At farmers’ rallies over the past year, Tikait and his followers have often vowed to not vote for the BJP again. Tikait’s stature has grown remarkably; indeed, he is now western Uttar Pradesh’s “undisputed kisan neta [farmer leader].”
Amid the calls for the revocation of three black laws, farmer leaders are also asking for the legal guarantee of MSPs for 23 agro-commodities. Their success in getting the three laws revoked has emboldened them to demand MSPs for a larger basket of commodities.
The farmers’ protest has borne fruit after over a year of struggle. However, their efforts were not linear. The protesting farmers were labelled “anti-national” and Khalistani (Sikh separatists), even accused of receiving funds from anti-India forces. They were beaten by batons, tear gassed, and faced water cannons. Many were arrested and several hundreds were even killed. They braved extreme heat, bitter cold, and even the coronavirus pandemic. Nothing curved the spine of the Indian farmers.
Their non-violent struggle against the might of the state has resulted in success.
It has prompted discussions about other large-scale protests in India.
Between December 2019 and March 2020, Shaheen Bagh in Delhi saw thousands of people gather to protest against the Citizenship Amendment Act (CAA). There were concerns that a large number of Muslims would be driven out of the country if they failed to provide documentary evidence of Indian citizenship. Muslims but also several secular Hindus were apprehensive that the CAA was an anti-Muslim law being brought in by the pro-Hindu Modi government.
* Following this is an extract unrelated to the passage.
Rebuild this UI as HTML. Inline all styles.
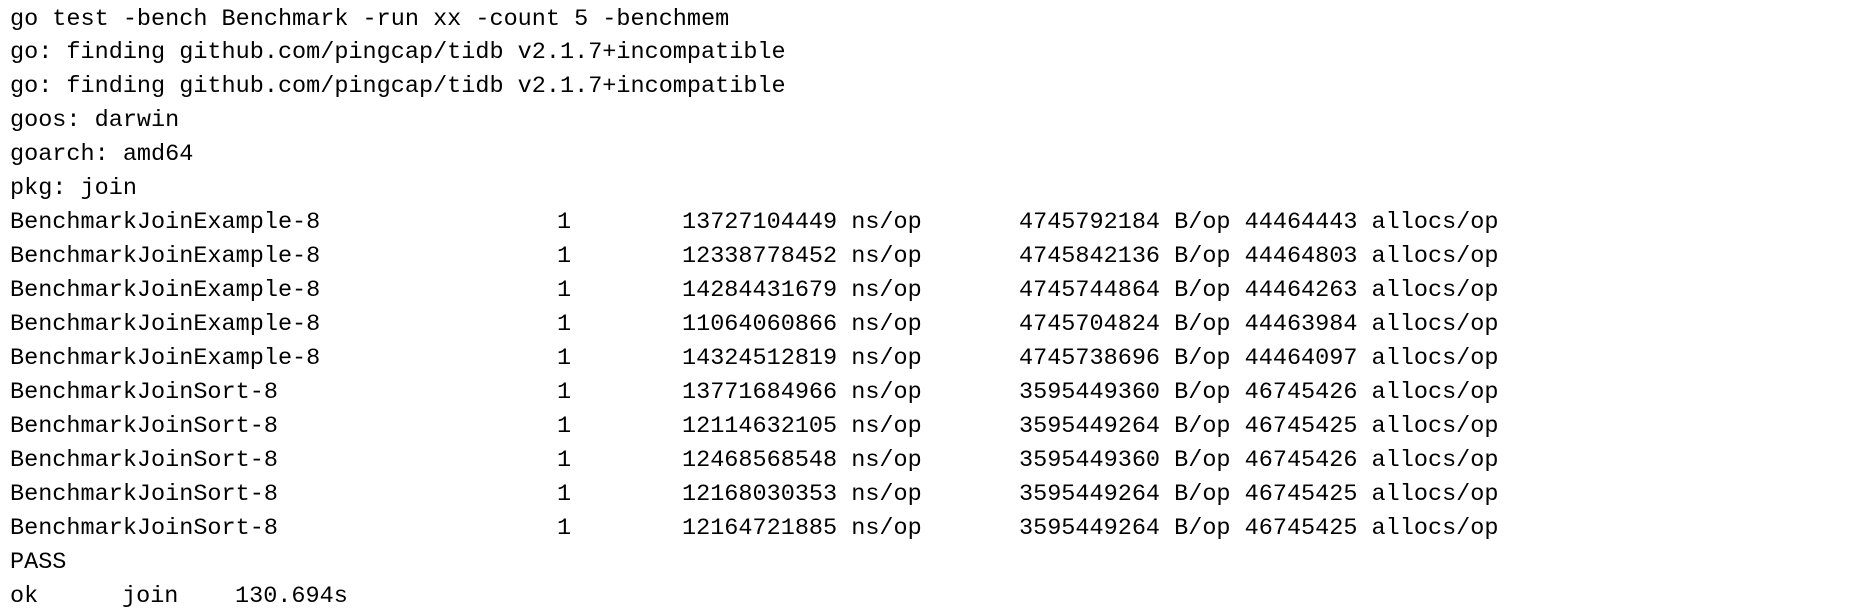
<!DOCTYPE html>
<html><head><meta charset="utf-8"><style>
html,body{margin:0;padding:0;background:#fff;width:1856px;height:612px;overflow:hidden}
.l{position:absolute;left:10px;height:34px;line-height:34px;font-family:"Liberation Mono",monospace;font-size:23.5px;color:#000;white-space:pre}
.a{position:absolute;top:0}
</style></head><body>
<div id="rows"></div>
<script>
var pre=["go test -bench Benchmark -run xx -count 5 -benchmem",
"go: finding github.com/pingcap/tidb v2.1.7+incompatible",
"go: finding github.com/pingcap/tidb v2.1.7+incompatible",
"goos: darwin","goarch: amd64","pkg: join"];
var d=[["BenchmarkJoinExample-8","13727104449","4745792184","44464443"],
["BenchmarkJoinExample-8","12338778452","4745842136","44464803"],
["BenchmarkJoinExample-8","14284431679","4745744864","44464263"],
["BenchmarkJoinExample-8","11064060866","4745704824","44463984"],
["BenchmarkJoinExample-8","14324512819","4745738696","44464097"],
["BenchmarkJoinSort-8","13771684966","3595449360","46745426"],
["BenchmarkJoinSort-8","12114632105","3595449264","46745425"],
["BenchmarkJoinSort-8","12468568548","3595449360","46745426"],
["BenchmarkJoinSort-8","12168030353","3595449264","46745425"],
["BenchmarkJoinSort-8","12164721885","3595449264","46745425"]];
function T(i){return 2.5+i*33.95;}
var h="";
for(var i=0;i<pre.length;i++)h+='<div class="l" style="top:'+T(i)+'px">'+pre[i]+'</div>';
for(var i=0;i<d.length;i++){var r=d[i];
h+='<div class="l" style="top:'+T(6+i)+'px;left:0;width:1856px">'+
'<span class="a" style="left:10px">'+r[0]+'</span>'+
'<span class="a" style="left:557px">1</span>'+
'<span class="a" style="left:682px">'+r[1]+' ns/op</span>'+
'<span class="a" style="left:1019px">'+r[2]+' B/op '+r[3]+' allocs/op</span></div>';}
h+='<div class="l" style="top:'+T(16)+'px">PASS</div>';
h+='<div class="l" style="top:'+T(17)+'px;left:0;width:600px"><span class="a" style="left:10px">ok</span><span class="a" style="left:122px">join</span><span class="a" style="left:235px">130.694s</span></div>';
document.getElementById("rows").innerHTML=h;
</script>
</body></html>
During the Shaheen Bagh protests, women, men, and children of all religions came together to force the Modi government to roll back its discriminatory citizenship law and other policies that were heavily loaded against Muslims, putting members of the community at a disadvantage on several fronts. Furthermore, Muslims were at the receiving end of hate speeches and anti-Muslim remarks, even genocidal warnings by BJP leaders. In February, mobs chanting Hindu slogans unleashed violence against Muslims, their shops and places of worship, killing around 40 people and injuring many more.
Can those protesting the CAA hope for success too? The success of the farmers has inspired several politicians to take up the cause of the Shaheen Bagh protestors.
The Trinamool Congress, which defeated the BJP in recent elections to the West Bengal assembly, is hoping to carve a larger role for itself on the national level. Its leaders plan to hit the streets soon to protest against the CAA and the related National Register for Citizens. Likewise, the All India Majlis-e-Ittehad-ul-Muslimeen (AIMIM) plans to mobilize against the CAA. It is “the turn of the Muslim community to force the central government to withdraw the CAA,” the AIMIM’s leader Asaduddin Owaisi said at a rally soon after Modi’s announcement on the farm laws. These parties want to unify the Muslim vote ahead of the upcoming assembly elections.
In the farmers’ battle against the Modi government, the latter blinked. Will the Modi government blink again on the citizenship issue? Or do Muslims not qualify for the successful exercise of their right to protest by virtue of their being Muslim in a nation that is increasingly becoming anti-Muslim under Modi’s shadow?